Neighbors, environmentalists prep pushback
Meg Lemaster moved to the fringe of the Chesapeake suburbs from Virginia Beach a decade ago.
“It's so quiet, it's beautiful, it's rural. That's what we wanted. And our neighborhood is just on the cusp of all the farmland, and that's what we moved here for,” she said.
When she received notice a few weeks ago about the development of the data center across a pond from her home, she started doing research — and rallying her neighbors.
“What they're trying to do is take an agricultural zoned piece of land that's right behind my house and turn it into this monstrosity that we don't want,” Lemaster said.
She put out a call on Facebook and gathered nearly 60 Chesapeake residents in the social hall of Hickory United Methodist Monday night to talk about what’s got them worried and how to stop it.
It’s the latest example of residents of less developed areas of Hampton Roads mobilizing to beat back development of industrial projects. Some have even taken their opposition to the courts or sought to push the issue to a referendum vote over the last couple of years..
The Hickory church hall meeting wasn’t just neighbors saying “not in my backyard.” Residents from elsewhere in the city showed up, as did Tim Cywinski from the Virginia Chapter of the Sierra Club.
“Reckless development like this is happening all across Virginia, specifically in rural areas. Every time it's proposed, it's done with a lack of transparency and the community raises hell afterwards because they weren't informed,” Cyzwinski told WHRO after the meeting.
Data centers in general have engendered increasing controversy in recent years, primarily over their environmental impact and intense use of electricity.

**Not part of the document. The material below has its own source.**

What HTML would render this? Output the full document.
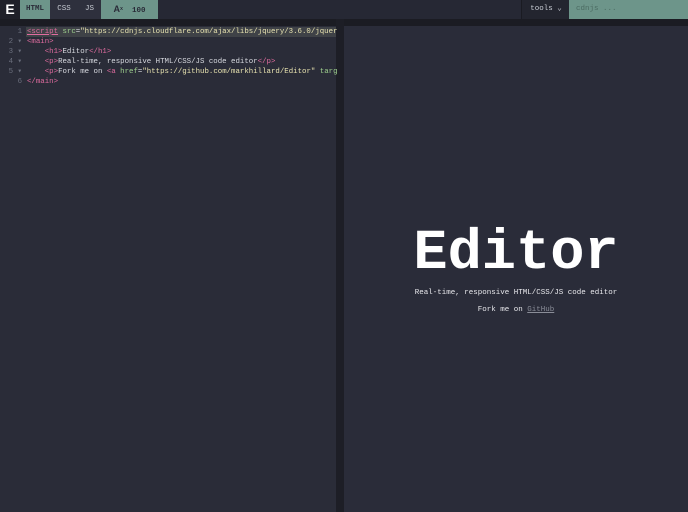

The power usage of data centers doubled between 2019 and 2023. Projections from the federal Department of Energy say energy demand of data centers could be triple again by 2028.
The state’s largest electric utility, Dominion Energy, revealed last year that power consumption would not grow over the next decade were it not for the proliferation of data centers, driving concerns that as the utility builds more to handle the demand, residential customers will end up footing the bill.

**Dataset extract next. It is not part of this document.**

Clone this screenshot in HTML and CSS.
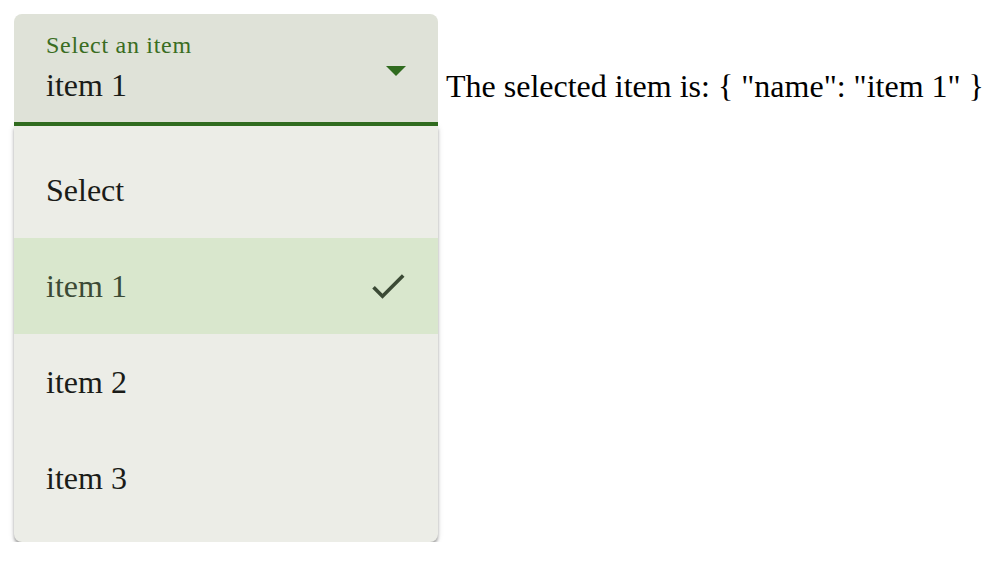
FILE: index.html
```html
<!DOCTYPE html>
<html>
<head>
<meta charset="utf-8">
<link rel="stylesheet" href="styles.css">
</head>
<body>
<div class="page">
  <div class="select">
    <div class="field">
      <div class="field-text">
        <div class="label">Select an item</div>
        <div class="value">item 1</div>
      </div>
      <span class="arrow"></span>
    </div>
    <div class="menu">
      <div class="option">Select</div>
      <div class="option selected"><span>item 1</span>
        <svg class="check" viewBox="0 0 24 24"><path d="M9 16.17L4.83 12l-1.42 1.41L9 19 21 7l-1.41-1.41z"/></svg>
      </div>
      <div class="option">item 2</div>
      <div class="option">item 3</div>
    </div>
  </div>
  <p class="result">The selected item is: { "name": "item 1" }</p>
</div>
</body>
</html>
```
FILE: styles.css
```css
html, body {
  margin: 0;
  padding: 0;
  background: #ffffff;
}
body {
  font-family: "Liberation Serif", "Times New Roman", serif;
  color: #000;
}
.page {
  display: flex;
  align-items: flex-start;
  padding: 14px 0 0 14px;
  gap: 8px;
}
.select {
  display: flex;
  flex-direction: column;
  width: 424px;
  flex: none;
}
.field {
  display: flex;
  align-items: center;
  justify-content: space-between;
  background: #dfe2d8;
  border-radius: 8px 8px 0 0;
  border-bottom: 4px solid #306b1f;
  padding: 15px 32px 13px 32px;
  height: 80px;
  position: relative;
  z-index: 1;
}
.label {
  font-size: 24px;
  line-height: 32px;
  color: #3a6d22;
  letter-spacing: 0.7px;
}
.value {
  font-size: 32px;
  line-height: 48px;
  color: #1a1c18;
}
.arrow {
  width: 0;
  height: 0;
  border-left: 10px solid transparent;
  border-right: 10px solid transparent;
  border-top: 10px solid #306b1f;
  margin-top: 4px;
}
.menu {
  padding: 16px 0;
  background: #ecede7;
  border-radius: 0 0 8px 8px;
  box-shadow: 0 3px 3px rgba(0,0,0,0.3), 0 1px 6px rgba(0,0,0,0.12);
}
.option {
  height: 96px;
  display: flex;
  align-items: center;
  justify-content: space-between;
  padding: 0 28px 0 32px;
  font-size: 32px;
  color: #1a1c18;
}
.option.selected {
  background: #d9e7cd;
  color: #3b4a35;
}
.check {
  width: 44px;
  height: 44px;
  fill: #3b4a35;
}
.result {
  margin: 48px 0 0 0;
  font-size: 32px;
  line-height: 48px;
}
```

The state of Virginia’s own study also raised a flag on energy concerns.
Late last summer, Fuller and his partner got confirmation from Dominion that they would be able to draw the necessary power from the neighboring substation – up to 200 megawatts, though he said the data center won’t need nearly that much.

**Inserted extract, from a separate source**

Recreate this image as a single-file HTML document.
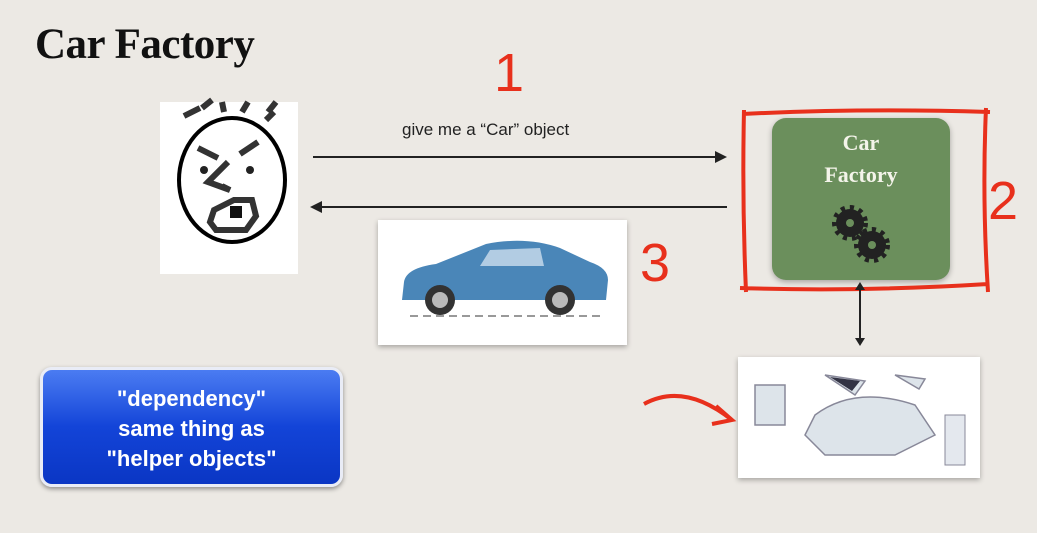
<!DOCTYPE html>
<html><head><style>
body{margin:0;width:1037px;height:533px;background:#ece9e4;position:relative;overflow:hidden;font-family:"Liberation Sans",sans-serif}
.a{position:absolute}
</style></head><body>
<div class="a" style="left:35px;top:20px;font:bold 43px 'Liberation Serif',serif;color:#111;letter-spacing:-0.5px">Car Factory</div>
<div class="a" style="left:494px;top:42px;font:54px 'Liberation Sans';color:#e8301c">1</div>
<div class="a" style="left:160px;top:102px;width:138px;height:172px;background:#fff"></div>
<svg class="a" style="left:150px;top:90px" width="160" height="190">
<g stroke="#333" stroke-width="6" fill="none">
<path d="M34 26l16 -8M52 18l10 -8M72 12l2 10M98 12l-6 10M126 12l-8 10M124 22l-8 8M48 58l20 10M108 52l-18 12M78 72l-20 20l22 8l-8 -4M64 120l20 -10l18 0l4 16l-10 14l-30 0l-6 -8z"/>
</g>
<ellipse cx="82" cy="90" rx="53" ry="62" stroke="#000" stroke-width="4" fill="none"/>
<circle cx="54" cy="80" r="4" fill="#222"/><circle cx="100" cy="80" r="4" fill="#222"/>
<rect x="80" y="116" width="12" height="12" fill="#111"/>
</svg>
<div class="a" style="left:402px;top:120px;font-size:17px;color:#222">give me a “Car” object</div>
<svg class="a" style="left:300px;top:140px" width="440" height="80">
<line x1="13" y1="17" x2="420" y2="17" stroke="#222" stroke-width="2"/><path d="M427 17l-12 -6v12z" fill="#222"/>
<line x1="20" y1="67" x2="427" y2="67" stroke="#222" stroke-width="2"/><path d="M10 67l12 -6v12z" fill="#222"/>
</svg>
<div class="a" style="left:378px;top:220px;width:249px;height:125px;background:#fff;box-shadow:0 2px 5px rgba(0,0,0,.3)"></div>
<svg class="a" style="left:400px;top:238px" width="210" height="84">
<path d="M4 44q2-14 32-18l50-20q40-8 74 4l30 14q18 6 18 18l-2 20h-204z" fill="#4a86b8"/>
<path d="M90 12l50-2l4 18h-64z" fill="#cde" opacity=".8"/>
<circle cx="40" cy="62" r="15" fill="#333"/><circle cx="40" cy="62" r="8" fill="#bbb"/>
<circle cx="160" cy="62" r="15" fill="#333"/><circle cx="160" cy="62" r="8" fill="#bbb"/>
<line x1="10" y1="78" x2="200" y2="78" stroke="#999" stroke-width="2" stroke-dasharray="8 5"/>
</svg>
<div class="a" style="left:640px;top:232px;font:54px 'Liberation Sans';color:#e8301c">3</div>
<div class="a" style="left:772px;top:118px;width:178px;height:162px;background:#6b8f5c;border-radius:14px;box-shadow:0 2px 6px rgba(0,0,0,.3)"></div>
<div class="a" style="left:772px;top:127px;width:178px;text-align:center;font:bold 22px/32px 'Liberation Serif',serif;color:#f4f4ea">Car<br>Factory</div>
<svg class="a" style="left:830px;top:203px" width="60" height="62">
<g fill="#222"><circle cx="20" cy="20" r="14"/><circle cx="42" cy="42" r="14"/></g>
<g stroke="#222" stroke-width="6" stroke-dasharray="4 4.8"><circle cx="20" cy="20" r="15" fill="none"/><circle cx="42" cy="42" r="15" fill="none"/></g>
<circle cx="20" cy="20" r="4" fill="#6b8f5c"/><circle cx="42" cy="42" r="4" fill="#6b8f5c"/>
</svg>
<svg class="a" style="left:730px;top:100px" width="307" height="200">
<path d="M12 14q120 -6 248 -2M14 10q-2 90 2 182M10 188q120 4 248 -4M256 8q-4 90 2 184" stroke="#e8301c" stroke-width="4" fill="none"/>
</svg>
<div class="a" style="left:988px;top:170px;font:54px 'Liberation Sans';color:#e8301c">2</div>
<svg class="a" style="left:850px;top:282px" width="20" height="66"><line x1="10" y1="6" x2="10" y2="58" stroke="#222" stroke-width="2"/><path d="M10 0l-5 8h10zM10 64l-5 -8h10z" fill="#222"/></svg>
<div class="a" style="left:738px;top:357px;width:242px;height:121px;background:#fff;box-shadow:0 2px 5px rgba(0,0,0,.3)"></div>
<svg class="a" style="left:745px;top:365px" width="230" height="105">
<path d="M10 20h30v40h-30zM80 10l40 6l-10 14zM150 10l30 4l-6 10zM70 50q40 -30 100 -10l20 30l-40 20h-70l-20 -20z" fill="#dde4ea" stroke="#889" stroke-width="1.5"/>
<path d="M85 12l30 4l-8 10z" fill="#334"/><path d="M200 50h20v50h-20z" fill="#e4e8ee" stroke="#889"/>
</svg>
<svg class="a" style="left:636px;top:380px" width="105" height="50"><path d="M8 24q40 -22 88 16M80 26l16 14l-20 4" stroke="#e8301c" stroke-width="4" fill="none"/></svg>
<div class="a" style="left:40px;top:367px;width:303px;height:120px;border-radius:12px;background:linear-gradient(#4b7cf2,#1344d8 50%,#0a36c4);border:3px solid #e9ecf6;box-sizing:border-box;box-shadow:0 2px 5px rgba(0,0,0,.4);color:#fff;font:bold 22px/30px 'Liberation Sans';text-align:center;padding-top:14px">"dependency"<br>same thing as<br>"helper objects"</div>
</body></html>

Fuller attended the community meeting and stood up to take questions from the crowd halfway through, with exchanges sometimes confrontational. One man called Fuller’s assertion that the center would have an “unlimited supply of water” a “stupid statement.”
Cywinski and Fuller sparred a couple of times as well over what Cywinski called “half-truths” from the developer, including about the center’s power needs.
While some at the church worried about local water supplies or strain on the power grid, the top worry was the noise. Residents near data centers in Northern Virginia have complained the constant droning of HVAC systems and cooling fans keep them awake at night. Several in the social hall said they’d signed up for the occasional noise of Navy jets, but not the continuous noise of machinery.
That issue made it all the way to the halls of Virginia’s Capitol.
One bill that received bipartisan support would have required high energy use facilities like data centers to study the sound impacts of their developments and submit that study to the local government before rezoning and permitting. Despite passage by the House and Senate, the bill was vetoed by Gov. Glenn Youngkin.
To head off concerns about noise, Fuller said he designed the building to position mechanical elements like climate control and generators on the west side of the building, facing farms.
"I don't care how you build the building, brother. That air conditioning system sits on top. We going to hear that," one audience member said.
The developer noted his building would be quieter than the jet noise that rumbles through the area and pointed to multiple noise studies he'd commissioned showing the sound was within the city's noise ordinance.
Residents at the meeting were generally unconvinced, and resolved to show up to future city meetings to oppose the data center.